Q. Do you notice any colonialist remnants in British academia? With regard to education in general, have you ever noticed any racist or colonialist biases in the way history is told? Do you feel like school curricula are Euro-centric and/or white-centric?
A. I suppose each country’s curriculum will be biased and exaggerated. I grew up learning the British curriculum and it is very colonial – British colonization often focuses on the discoveries of new lands and cultures, them being those that introduced it all to the world, and the atrocities of it remaining a footnote. At least that’s how it was when I was growing up. When my family moved to India when I was a teenager I studied some of the history covered in the Indian curriculum, which did the opposite.
Q. Can you suggest us some Indian authors, artists, personalities you find influential and whose works and activities can be instructive for white people?

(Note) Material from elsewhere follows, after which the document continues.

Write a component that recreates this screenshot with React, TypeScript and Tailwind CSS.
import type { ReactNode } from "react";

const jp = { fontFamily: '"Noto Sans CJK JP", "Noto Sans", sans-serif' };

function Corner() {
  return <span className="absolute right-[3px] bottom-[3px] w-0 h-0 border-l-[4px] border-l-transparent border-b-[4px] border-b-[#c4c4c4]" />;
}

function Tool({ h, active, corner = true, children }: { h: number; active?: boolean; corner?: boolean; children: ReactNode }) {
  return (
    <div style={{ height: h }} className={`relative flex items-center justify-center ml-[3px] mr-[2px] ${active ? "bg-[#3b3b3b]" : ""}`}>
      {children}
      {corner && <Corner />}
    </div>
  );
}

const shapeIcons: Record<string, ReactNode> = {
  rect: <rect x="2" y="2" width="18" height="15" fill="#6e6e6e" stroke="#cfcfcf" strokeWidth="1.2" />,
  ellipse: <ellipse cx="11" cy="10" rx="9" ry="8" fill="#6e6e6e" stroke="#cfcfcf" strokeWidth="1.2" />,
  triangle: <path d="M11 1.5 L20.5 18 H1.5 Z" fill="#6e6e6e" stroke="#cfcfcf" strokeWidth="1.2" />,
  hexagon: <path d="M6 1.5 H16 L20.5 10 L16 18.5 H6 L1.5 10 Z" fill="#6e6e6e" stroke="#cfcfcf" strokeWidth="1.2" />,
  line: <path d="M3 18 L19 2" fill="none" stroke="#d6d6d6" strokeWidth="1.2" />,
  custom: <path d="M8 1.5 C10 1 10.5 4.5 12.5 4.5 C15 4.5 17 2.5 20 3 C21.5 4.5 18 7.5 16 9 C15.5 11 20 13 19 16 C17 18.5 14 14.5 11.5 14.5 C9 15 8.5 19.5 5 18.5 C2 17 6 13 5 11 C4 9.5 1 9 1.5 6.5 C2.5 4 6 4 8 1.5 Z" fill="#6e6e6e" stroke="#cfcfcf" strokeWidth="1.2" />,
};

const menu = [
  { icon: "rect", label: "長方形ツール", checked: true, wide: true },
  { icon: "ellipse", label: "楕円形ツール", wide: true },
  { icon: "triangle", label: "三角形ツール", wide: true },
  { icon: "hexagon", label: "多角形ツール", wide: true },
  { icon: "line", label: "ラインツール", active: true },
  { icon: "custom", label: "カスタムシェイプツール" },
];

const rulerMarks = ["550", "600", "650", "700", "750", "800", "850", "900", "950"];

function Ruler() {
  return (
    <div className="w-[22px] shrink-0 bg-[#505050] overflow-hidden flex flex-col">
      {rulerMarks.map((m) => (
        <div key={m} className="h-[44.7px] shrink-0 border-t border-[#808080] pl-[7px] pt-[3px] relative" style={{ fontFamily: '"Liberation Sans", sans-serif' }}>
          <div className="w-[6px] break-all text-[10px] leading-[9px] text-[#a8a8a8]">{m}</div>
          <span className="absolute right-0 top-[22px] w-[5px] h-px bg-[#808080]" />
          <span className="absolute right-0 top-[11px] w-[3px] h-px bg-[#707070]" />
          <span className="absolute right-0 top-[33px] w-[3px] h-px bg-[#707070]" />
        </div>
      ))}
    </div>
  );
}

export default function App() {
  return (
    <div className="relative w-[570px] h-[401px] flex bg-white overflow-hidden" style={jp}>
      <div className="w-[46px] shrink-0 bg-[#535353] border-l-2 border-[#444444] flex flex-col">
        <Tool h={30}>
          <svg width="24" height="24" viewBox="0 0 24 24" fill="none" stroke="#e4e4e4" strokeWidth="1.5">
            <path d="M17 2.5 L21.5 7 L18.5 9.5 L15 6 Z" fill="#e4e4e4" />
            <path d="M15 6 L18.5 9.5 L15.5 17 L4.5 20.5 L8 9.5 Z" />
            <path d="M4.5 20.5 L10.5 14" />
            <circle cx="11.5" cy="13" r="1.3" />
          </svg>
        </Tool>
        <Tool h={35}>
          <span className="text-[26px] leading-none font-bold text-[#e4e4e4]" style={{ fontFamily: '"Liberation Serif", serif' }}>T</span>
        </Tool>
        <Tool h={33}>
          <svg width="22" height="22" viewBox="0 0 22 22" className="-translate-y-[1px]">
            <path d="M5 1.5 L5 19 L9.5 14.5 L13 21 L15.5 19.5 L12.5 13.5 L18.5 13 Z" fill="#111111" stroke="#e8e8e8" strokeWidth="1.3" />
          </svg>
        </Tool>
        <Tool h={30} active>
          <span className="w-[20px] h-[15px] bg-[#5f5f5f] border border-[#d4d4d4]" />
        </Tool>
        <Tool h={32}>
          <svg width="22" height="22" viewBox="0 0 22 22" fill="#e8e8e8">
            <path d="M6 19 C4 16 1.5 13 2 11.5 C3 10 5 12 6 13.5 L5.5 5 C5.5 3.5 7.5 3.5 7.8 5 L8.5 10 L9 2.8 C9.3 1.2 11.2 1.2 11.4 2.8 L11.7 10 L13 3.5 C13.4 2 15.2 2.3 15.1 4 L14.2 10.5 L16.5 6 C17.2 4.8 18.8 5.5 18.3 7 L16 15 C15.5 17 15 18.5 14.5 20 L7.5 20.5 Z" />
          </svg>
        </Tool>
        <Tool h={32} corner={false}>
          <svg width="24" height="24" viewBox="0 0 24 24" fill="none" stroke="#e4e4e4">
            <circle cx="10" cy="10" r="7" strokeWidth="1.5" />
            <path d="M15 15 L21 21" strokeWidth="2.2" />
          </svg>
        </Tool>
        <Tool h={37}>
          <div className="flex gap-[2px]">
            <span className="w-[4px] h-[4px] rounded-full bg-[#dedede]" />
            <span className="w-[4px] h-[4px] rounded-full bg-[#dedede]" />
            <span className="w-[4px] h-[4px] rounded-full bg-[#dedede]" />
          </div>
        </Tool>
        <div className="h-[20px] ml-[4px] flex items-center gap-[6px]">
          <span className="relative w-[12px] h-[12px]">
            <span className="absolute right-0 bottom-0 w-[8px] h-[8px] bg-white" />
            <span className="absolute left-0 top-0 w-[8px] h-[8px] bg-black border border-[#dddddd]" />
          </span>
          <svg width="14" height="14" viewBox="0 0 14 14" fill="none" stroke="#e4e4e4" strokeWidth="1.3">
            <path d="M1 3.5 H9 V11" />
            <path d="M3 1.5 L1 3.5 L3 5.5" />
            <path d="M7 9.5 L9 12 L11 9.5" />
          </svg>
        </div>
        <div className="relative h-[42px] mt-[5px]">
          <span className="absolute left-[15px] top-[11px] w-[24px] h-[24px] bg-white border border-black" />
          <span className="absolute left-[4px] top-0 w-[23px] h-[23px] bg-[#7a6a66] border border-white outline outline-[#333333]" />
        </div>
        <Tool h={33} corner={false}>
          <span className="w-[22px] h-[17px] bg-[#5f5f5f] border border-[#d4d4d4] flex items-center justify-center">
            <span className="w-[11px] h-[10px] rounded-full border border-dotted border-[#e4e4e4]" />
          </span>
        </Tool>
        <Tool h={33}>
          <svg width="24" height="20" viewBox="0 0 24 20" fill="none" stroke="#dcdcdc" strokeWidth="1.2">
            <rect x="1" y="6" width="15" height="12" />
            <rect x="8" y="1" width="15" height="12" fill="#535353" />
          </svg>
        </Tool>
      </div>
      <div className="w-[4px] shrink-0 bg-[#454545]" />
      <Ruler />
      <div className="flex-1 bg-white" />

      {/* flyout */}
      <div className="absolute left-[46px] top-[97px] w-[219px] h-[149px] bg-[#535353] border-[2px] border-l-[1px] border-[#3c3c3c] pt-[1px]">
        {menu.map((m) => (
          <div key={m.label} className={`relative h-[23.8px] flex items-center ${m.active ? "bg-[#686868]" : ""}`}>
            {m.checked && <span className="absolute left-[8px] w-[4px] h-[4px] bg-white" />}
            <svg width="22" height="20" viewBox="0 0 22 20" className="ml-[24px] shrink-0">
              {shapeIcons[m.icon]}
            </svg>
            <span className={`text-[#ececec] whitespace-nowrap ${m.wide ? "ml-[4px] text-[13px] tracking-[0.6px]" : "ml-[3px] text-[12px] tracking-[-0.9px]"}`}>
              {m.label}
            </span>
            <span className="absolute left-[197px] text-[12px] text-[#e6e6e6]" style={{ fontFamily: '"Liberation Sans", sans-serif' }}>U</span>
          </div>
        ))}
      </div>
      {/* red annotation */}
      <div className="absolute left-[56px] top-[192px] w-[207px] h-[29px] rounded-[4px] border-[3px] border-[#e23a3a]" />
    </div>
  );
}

A. I can suggest the book “The good immigrant” – edited by Nikesh Shukla. It is a collection of essays from various authors and personalities talking about what it means to be a person of colour in the UK, and about that feeling of ‘otherness’.
Seek to broaden your horizons, explore the literature, the movies, the art. I shall mention Ramachandra Guha for non-fiction works on Indian history, politics, economics etc. With regard to fiction,Arundathi Roy, Kushwant Singh, Rohinton Mistry, JhumpaLahiri, Kiran Desai. Indian cinema is so diverse. I would encourage people to dive into it and explore – yes, there is Bollywood, but there are so many other regional film industries that people don’t know exist! All of it can immerse you in different ways of understanding Indian culture.
I try to do the same both with Indian and Asian culture and it’s been so enriching. Asia is the largest continent, with the largest population – that’s a big chunk of the world to cut off from yourself.
Q. Do you want to add anything? Use this space to send a message to our white readers.
A. I’d just like people to have more of these conversations and come into them with curiosity and kindness, without trying to shut them down.
Thank you, on behalf of Pubs and Publications and of our readers.